=== Data lines ===

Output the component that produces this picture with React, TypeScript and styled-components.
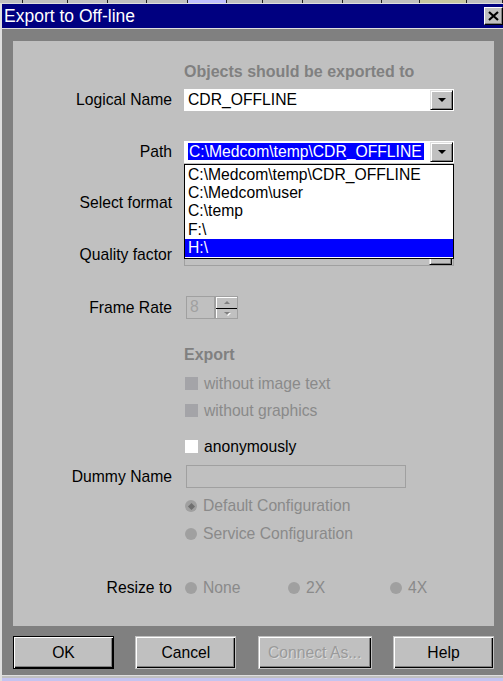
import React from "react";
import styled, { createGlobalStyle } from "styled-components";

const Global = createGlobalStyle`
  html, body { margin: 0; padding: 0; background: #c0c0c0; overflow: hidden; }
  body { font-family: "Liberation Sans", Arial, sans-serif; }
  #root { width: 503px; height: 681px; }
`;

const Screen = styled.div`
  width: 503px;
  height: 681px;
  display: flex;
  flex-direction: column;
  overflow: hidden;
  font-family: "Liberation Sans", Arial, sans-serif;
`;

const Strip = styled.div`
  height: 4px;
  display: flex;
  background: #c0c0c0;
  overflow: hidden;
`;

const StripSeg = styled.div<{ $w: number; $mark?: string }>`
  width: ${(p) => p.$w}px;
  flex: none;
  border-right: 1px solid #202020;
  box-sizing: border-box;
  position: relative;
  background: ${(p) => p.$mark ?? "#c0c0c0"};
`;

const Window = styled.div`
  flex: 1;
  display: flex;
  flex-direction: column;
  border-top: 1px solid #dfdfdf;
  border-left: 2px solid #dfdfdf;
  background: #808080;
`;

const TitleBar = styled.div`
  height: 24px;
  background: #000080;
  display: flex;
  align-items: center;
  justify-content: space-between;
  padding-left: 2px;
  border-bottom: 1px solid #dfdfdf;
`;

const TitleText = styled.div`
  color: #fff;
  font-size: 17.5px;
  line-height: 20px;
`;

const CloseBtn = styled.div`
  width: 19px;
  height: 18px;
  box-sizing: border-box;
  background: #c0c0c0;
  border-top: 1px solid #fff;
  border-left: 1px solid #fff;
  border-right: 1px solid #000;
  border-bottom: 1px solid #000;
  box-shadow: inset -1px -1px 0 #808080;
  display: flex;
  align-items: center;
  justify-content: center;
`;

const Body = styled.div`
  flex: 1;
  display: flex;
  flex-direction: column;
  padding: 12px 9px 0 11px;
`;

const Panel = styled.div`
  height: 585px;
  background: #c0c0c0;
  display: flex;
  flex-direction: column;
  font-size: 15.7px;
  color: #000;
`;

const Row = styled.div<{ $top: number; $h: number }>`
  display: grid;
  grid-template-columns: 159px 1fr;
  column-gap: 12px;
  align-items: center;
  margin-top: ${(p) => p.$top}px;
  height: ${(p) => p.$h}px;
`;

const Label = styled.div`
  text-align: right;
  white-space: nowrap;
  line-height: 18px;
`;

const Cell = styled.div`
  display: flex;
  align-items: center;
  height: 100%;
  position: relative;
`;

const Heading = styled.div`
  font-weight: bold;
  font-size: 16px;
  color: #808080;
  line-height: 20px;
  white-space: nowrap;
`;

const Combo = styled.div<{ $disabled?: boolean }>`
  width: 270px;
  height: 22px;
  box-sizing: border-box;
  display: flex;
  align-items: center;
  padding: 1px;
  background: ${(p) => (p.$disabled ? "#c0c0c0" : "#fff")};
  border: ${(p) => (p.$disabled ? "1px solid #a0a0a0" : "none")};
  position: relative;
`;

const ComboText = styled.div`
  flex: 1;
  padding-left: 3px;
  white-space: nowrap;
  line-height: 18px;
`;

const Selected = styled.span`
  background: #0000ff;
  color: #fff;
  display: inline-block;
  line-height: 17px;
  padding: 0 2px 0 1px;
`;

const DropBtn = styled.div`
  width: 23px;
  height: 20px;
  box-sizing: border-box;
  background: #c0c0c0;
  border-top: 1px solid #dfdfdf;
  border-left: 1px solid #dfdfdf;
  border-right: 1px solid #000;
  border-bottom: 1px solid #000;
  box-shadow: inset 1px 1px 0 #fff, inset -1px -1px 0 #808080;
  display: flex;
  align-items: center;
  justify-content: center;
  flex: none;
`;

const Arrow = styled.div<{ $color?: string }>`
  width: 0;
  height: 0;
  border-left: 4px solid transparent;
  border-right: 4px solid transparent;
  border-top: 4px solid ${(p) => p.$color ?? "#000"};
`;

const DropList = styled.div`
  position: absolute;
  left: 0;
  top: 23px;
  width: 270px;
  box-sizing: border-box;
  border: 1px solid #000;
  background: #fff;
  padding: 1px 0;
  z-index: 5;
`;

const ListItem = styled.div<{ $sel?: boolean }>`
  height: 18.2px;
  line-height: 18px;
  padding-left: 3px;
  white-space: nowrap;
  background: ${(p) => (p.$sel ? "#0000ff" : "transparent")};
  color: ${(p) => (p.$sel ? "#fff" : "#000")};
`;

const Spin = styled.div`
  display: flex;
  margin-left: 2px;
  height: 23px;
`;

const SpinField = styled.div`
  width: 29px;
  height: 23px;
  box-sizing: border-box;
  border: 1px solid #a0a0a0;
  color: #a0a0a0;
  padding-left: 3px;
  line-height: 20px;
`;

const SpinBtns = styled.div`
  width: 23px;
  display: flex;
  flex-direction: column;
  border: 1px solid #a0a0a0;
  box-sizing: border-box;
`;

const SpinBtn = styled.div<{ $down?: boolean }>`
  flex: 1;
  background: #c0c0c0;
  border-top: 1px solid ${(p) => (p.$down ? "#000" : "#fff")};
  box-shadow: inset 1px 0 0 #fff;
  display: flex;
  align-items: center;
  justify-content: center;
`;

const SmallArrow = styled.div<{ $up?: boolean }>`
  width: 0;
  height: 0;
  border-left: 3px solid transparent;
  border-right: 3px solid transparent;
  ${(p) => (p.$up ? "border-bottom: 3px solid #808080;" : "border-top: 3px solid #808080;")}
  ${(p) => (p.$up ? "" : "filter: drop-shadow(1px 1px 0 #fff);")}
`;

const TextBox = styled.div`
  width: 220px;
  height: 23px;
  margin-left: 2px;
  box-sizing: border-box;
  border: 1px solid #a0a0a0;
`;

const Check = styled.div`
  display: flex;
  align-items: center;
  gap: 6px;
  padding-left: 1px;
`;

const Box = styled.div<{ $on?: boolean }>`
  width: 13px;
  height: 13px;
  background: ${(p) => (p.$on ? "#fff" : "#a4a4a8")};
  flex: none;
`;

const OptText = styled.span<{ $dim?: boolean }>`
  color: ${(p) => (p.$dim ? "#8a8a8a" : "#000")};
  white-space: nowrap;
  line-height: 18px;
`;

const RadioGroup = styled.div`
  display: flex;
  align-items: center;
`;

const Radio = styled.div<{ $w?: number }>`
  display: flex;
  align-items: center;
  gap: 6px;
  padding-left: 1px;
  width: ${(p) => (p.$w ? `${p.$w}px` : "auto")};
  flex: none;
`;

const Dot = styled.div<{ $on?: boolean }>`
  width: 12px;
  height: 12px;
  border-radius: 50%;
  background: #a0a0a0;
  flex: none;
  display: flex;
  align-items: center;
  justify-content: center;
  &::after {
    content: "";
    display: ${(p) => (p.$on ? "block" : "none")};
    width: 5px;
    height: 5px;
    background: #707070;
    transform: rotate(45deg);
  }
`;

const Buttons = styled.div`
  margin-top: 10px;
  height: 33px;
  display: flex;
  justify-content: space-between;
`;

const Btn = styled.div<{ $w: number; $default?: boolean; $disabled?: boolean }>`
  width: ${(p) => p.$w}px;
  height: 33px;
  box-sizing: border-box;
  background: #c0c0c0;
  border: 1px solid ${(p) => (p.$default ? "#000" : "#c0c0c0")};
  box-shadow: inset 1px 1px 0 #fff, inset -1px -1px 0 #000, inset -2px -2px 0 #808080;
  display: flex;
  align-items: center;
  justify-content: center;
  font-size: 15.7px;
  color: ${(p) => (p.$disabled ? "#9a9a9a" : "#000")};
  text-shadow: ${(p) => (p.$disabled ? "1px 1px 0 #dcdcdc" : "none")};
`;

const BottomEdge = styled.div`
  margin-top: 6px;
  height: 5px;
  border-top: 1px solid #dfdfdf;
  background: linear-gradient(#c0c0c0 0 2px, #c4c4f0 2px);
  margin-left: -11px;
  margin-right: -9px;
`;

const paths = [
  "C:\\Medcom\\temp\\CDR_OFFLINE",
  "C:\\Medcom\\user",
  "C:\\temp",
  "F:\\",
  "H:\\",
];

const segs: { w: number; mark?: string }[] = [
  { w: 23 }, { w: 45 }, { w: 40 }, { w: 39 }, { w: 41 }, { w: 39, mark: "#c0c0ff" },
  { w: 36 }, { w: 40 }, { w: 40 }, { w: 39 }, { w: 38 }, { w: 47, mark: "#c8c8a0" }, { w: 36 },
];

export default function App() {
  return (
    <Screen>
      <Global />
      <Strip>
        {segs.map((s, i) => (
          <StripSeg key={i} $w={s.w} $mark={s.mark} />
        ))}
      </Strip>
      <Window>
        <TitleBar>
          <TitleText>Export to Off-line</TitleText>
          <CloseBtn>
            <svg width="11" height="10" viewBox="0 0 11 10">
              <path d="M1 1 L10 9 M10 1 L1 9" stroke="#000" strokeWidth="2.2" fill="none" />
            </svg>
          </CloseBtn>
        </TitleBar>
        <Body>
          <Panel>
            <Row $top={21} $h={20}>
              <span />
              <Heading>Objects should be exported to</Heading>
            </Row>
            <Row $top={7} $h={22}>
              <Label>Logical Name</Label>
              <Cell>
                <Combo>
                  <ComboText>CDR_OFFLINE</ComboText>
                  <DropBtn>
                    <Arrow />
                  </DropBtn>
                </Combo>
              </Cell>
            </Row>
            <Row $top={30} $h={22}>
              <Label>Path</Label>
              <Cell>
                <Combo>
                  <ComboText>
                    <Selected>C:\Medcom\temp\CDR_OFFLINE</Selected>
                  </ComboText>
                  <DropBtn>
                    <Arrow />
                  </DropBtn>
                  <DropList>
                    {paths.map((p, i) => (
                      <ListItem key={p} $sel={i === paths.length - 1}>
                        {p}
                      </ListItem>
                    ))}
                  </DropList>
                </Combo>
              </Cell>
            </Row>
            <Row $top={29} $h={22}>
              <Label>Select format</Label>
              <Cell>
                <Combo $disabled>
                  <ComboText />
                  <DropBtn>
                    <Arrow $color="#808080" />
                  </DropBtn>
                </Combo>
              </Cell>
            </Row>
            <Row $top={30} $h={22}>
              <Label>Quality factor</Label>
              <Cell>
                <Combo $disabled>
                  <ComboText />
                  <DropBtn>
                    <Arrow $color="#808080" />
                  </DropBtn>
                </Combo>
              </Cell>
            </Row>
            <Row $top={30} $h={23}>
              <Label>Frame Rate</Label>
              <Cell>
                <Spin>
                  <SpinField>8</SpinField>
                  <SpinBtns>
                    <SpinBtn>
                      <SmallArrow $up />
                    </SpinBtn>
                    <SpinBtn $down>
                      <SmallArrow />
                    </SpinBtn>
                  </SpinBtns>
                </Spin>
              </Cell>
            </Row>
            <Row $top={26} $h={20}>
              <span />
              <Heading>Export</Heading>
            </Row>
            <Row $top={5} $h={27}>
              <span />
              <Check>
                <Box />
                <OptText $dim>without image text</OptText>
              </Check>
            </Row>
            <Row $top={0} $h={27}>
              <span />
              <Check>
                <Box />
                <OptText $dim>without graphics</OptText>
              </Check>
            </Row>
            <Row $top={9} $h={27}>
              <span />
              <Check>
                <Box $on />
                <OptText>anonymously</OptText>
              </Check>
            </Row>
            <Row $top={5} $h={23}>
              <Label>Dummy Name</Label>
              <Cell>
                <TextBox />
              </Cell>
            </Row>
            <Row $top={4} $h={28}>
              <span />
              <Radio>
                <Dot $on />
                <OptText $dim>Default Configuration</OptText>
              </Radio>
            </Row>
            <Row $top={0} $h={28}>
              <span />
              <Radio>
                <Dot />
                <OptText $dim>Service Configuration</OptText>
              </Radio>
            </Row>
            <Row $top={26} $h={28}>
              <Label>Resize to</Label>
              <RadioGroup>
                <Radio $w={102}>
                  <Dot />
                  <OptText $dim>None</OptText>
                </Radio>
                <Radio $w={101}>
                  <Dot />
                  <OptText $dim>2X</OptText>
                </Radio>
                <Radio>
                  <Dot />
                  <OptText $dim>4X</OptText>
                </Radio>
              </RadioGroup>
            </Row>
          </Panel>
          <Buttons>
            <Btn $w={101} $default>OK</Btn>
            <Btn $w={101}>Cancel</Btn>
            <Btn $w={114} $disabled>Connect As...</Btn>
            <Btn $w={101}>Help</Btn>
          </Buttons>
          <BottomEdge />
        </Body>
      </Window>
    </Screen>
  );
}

===

**Given problem**
Which lines include "React"? Copy each of them out.

**Exercise answer**
Output the component that produces this picture with React, TypeScript and styled-components.
import React from "react";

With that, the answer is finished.